▶ **TASK INSTRUCTIONS**:
Your task is to print all of the data word for word.

************

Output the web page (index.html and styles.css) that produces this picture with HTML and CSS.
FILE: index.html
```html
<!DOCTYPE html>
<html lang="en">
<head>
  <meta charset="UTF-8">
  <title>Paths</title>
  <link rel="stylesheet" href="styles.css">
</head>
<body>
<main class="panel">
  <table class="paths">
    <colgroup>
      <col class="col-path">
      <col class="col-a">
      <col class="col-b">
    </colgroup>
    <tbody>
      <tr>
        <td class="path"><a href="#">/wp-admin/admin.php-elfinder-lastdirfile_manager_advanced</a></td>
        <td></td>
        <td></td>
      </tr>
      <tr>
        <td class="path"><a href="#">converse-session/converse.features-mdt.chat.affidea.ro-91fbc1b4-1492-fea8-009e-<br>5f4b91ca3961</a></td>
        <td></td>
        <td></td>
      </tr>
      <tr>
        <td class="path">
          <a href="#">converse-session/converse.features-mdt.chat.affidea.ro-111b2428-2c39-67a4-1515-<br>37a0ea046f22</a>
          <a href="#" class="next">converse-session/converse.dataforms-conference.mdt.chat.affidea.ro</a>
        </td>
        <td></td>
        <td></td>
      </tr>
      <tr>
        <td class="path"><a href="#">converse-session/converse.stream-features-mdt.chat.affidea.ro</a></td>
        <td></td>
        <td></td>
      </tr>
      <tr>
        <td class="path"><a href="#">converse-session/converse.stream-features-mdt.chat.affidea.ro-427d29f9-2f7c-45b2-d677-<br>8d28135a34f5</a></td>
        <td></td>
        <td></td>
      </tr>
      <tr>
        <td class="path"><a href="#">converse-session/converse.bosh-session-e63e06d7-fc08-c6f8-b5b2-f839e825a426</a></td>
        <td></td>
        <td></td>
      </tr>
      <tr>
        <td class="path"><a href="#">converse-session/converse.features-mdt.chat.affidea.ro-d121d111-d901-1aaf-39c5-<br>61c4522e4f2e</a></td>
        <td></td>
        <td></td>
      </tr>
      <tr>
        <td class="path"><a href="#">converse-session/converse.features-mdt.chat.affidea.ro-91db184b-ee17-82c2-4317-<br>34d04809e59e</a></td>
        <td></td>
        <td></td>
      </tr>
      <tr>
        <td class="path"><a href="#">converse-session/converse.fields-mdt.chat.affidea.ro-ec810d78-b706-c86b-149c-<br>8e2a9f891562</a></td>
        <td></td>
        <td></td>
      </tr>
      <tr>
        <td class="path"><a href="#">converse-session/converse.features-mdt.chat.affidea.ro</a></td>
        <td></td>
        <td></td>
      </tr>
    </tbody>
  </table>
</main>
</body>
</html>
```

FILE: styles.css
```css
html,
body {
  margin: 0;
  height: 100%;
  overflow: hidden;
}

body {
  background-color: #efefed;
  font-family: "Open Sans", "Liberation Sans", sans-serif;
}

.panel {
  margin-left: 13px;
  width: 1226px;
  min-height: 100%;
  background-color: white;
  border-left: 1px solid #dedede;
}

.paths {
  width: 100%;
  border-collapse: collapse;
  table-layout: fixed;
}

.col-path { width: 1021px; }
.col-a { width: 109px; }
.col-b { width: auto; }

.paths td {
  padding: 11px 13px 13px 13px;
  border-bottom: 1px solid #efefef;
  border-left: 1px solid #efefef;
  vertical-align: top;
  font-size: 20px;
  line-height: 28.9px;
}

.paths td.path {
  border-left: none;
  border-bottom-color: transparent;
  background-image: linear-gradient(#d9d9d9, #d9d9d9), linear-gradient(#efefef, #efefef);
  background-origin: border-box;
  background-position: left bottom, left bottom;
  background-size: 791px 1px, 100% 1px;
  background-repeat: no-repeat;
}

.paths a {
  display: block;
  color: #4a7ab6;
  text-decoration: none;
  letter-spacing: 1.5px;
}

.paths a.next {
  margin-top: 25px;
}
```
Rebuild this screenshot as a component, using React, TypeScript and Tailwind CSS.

************

▶ **THE RESPONSE**:
Output the web page (index.html and styles.css) that produces this picture with HTML and CSS.
FILE: index.html
```html
<!DOCTYPE html>
<html lang="en">
<head>
  <meta charset="UTF-8">
  <title>Paths</title>
  <link rel="stylesheet" href="styles.css">
</head>
<body>
<main class="panel">
  <table class="paths">
    <colgroup>
      <col class="col-path">
      <col class="col-a">
      <col class="col-b">
    </colgroup>
    <tbody>
      <tr>
        <td class="path"><a href="#">/wp-admin/admin.php-elfinder-lastdirfile_manager_advanced</a></td>
        <td></td>
        <td></td>
      </tr>
      <tr>
        <td class="path"><a href="#">converse-session/converse.features-mdt.chat.affidea.ro-91fbc1b4-1492-fea8-009e-<br>5f4b91ca3961</a></td>
        <td></td>
        <td></td>
      </tr>
      <tr>
        <td class="path">
          <a href="#">converse-session/converse.features-mdt.chat.affidea.ro-111b2428-2c39-67a4-1515-<br>37a0ea046f22</a>
          <a href="#" class="next">converse-session/converse.dataforms-conference.mdt.chat.affidea.ro</a>
        </td>
        <td></td>
        <td></td>
      </tr>
      <tr>
        <td class="path"><a href="#">converse-session/converse.stream-features-mdt.chat.affidea.ro</a></td>
        <td></td>
        <td></td>
      </tr>
      <tr>
        <td class="path"><a href="#">converse-session/converse.stream-features-mdt.chat.affidea.ro-427d29f9-2f7c-45b2-d677-<br>8d28135a34f5</a></td>
        <td></td>
        <td></td>
      </tr>
      <tr>
        <td class="path"><a href="#">converse-session/converse.bosh-session-e63e06d7-fc08-c6f8-b5b2-f839e825a426</a></td>
        <td></td>
        <td></td>
      </tr>
      <tr>
        <td class="path"><a href="#">converse-session/converse.features-mdt.chat.affidea.ro-d121d111-d901-1aaf-39c5-<br>61c4522e4f2e</a></td>
        <td></td>
        <td></td>
      </tr>
      <tr>
        <td class="path"><a href="#">converse-session/converse.features-mdt.chat.affidea.ro-91db184b-ee17-82c2-4317-<br>34d04809e59e</a></td>
        <td></td>
        <td></td>
      </tr>
      <tr>
        <td class="path"><a href="#">converse-session/converse.fields-mdt.chat.affidea.ro-ec810d78-b706-c86b-149c-<br>8e2a9f891562</a></td>
        <td></td>
        <td></td>
      </tr>
      <tr>
        <td class="path"><a href="#">converse-session/converse.features-mdt.chat.affidea.ro</a></td>
        <td></td>
        <td></td>
      </tr>
    </tbody>
  </table>
</main>
</body>
</html>
```

FILE: styles.css
```css
html,
body {
  margin: 0;
  height: 100%;
  overflow: hidden;
}

body {
  background-color: #efefed;
  font-family: "Open Sans", "Liberation Sans", sans-serif;
}

.panel {
  margin-left: 13px;
  width: 1226px;
  min-height: 100%;
  background-color: white;
  border-left: 1px solid #dedede;
}

.paths {
  width: 100%;
  border-collapse: collapse;
  table-layout: fixed;
}

.col-path { width: 1021px; }
.col-a { width: 109px; }
.col-b { width: auto; }

.paths td {
  padding: 11px 13px 13px 13px;
  border-bottom: 1px solid #efefef;
  border-left: 1px solid #efefef;
  vertical-align: top;
  font-size: 20px;
  line-height: 28.9px;
}

.paths td.path {
  border-left: none;
  border-bottom-color: transparent;
  background-image: linear-gradient(#d9d9d9, #d9d9d9), linear-gradient(#efefef, #efefef);
  background-origin: border-box;
  background-position: left bottom, left bottom;
  background-size: 791px 1px, 100% 1px;
  background-repeat: no-repeat;
}

.paths a {
  display: block;
  color: #4a7ab6;
  text-decoration: none;
  letter-spacing: 1.5px;
}

.paths a.next {
  margin-top: 25px;
}
```
Rebuild this screenshot as a component, using React, TypeScript and Tailwind CSS.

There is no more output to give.